By Trudy Wallace et. al
Children, adolescents and adults sometimes fear the challenge of sustained, formal speaking before large groups. Teachers can help reduce unrealistic fears by pointing out how common they are among people and what to do about them. They can also help to reduce such fears by maintaining a friendly atmosphere in the class and providing opportunities for students to practice alone or with one other student and then before increasingly larger groups. Thus, students can practice speaking in front of their peers who face the same situation.

Students can practise presenting information, answering questions and holding group discussions. Frequent classroom presentations and discussions enable teachers to diagnose and remedy problems.

Students can benefit from learning by setting themselves presentation goals and assessing their own progress. Observing proficient speakers can help students to set such goals.

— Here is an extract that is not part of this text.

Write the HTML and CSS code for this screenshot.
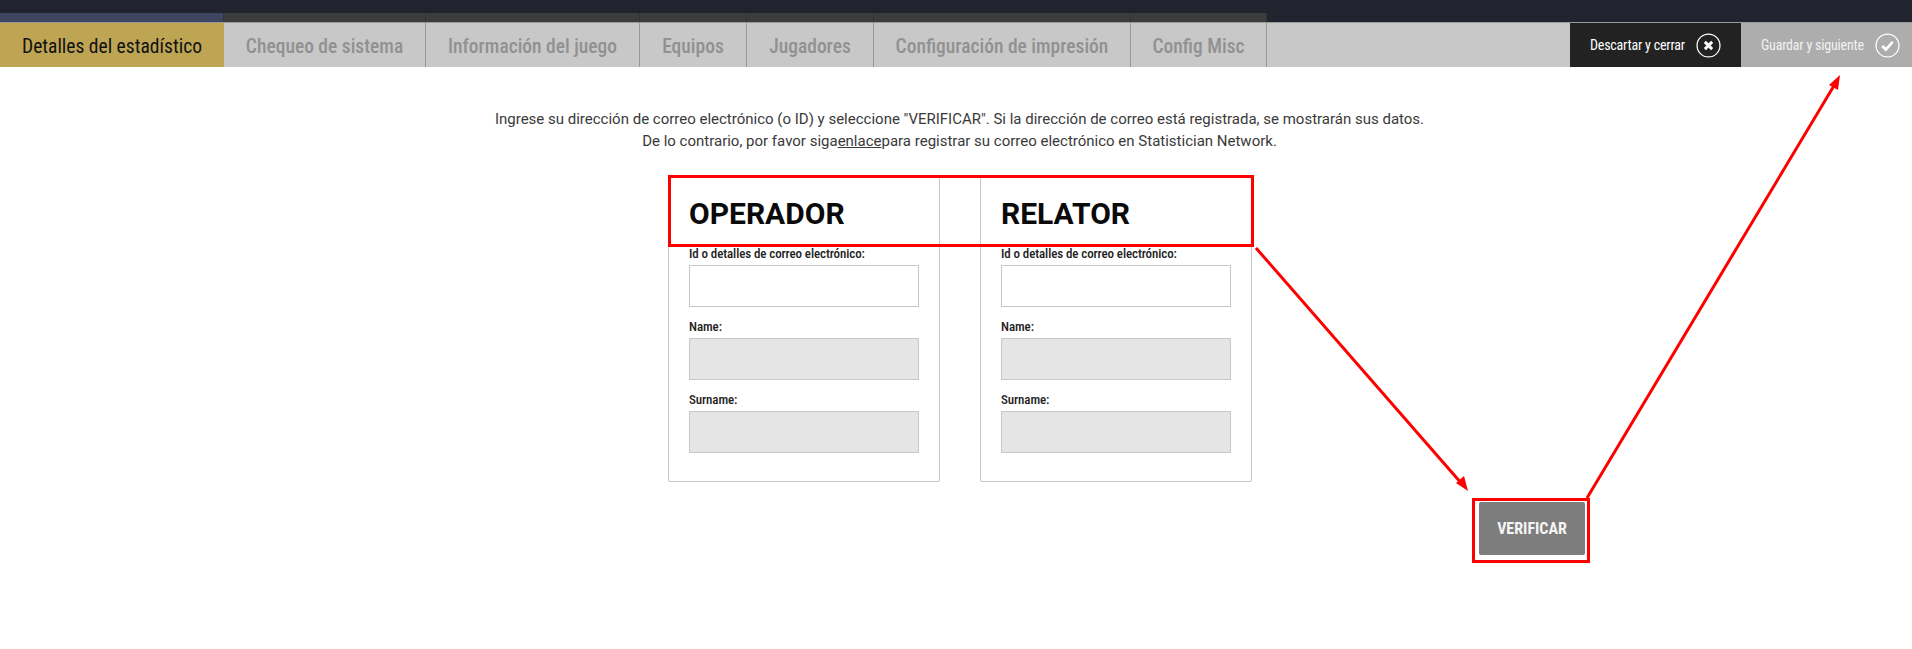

Practising oral presentation in these ways can lessen students’ anxieties while, at the same time, helping them to learn the subject matter of the lesson.

Students are less likely to be fearful and anxious and more likely to do well if they are well prepared. Preparedness can be enhanced by in-depth mastery of the subject matter, appropriate organization and rehearsing the presentation.

Provide opportunities to practise speaking before increasingly larger groups.

Taken from:
Wallace, Trudy 2004. Teaching Speaking, Listening, and Writing. Paris: International Academy of Education.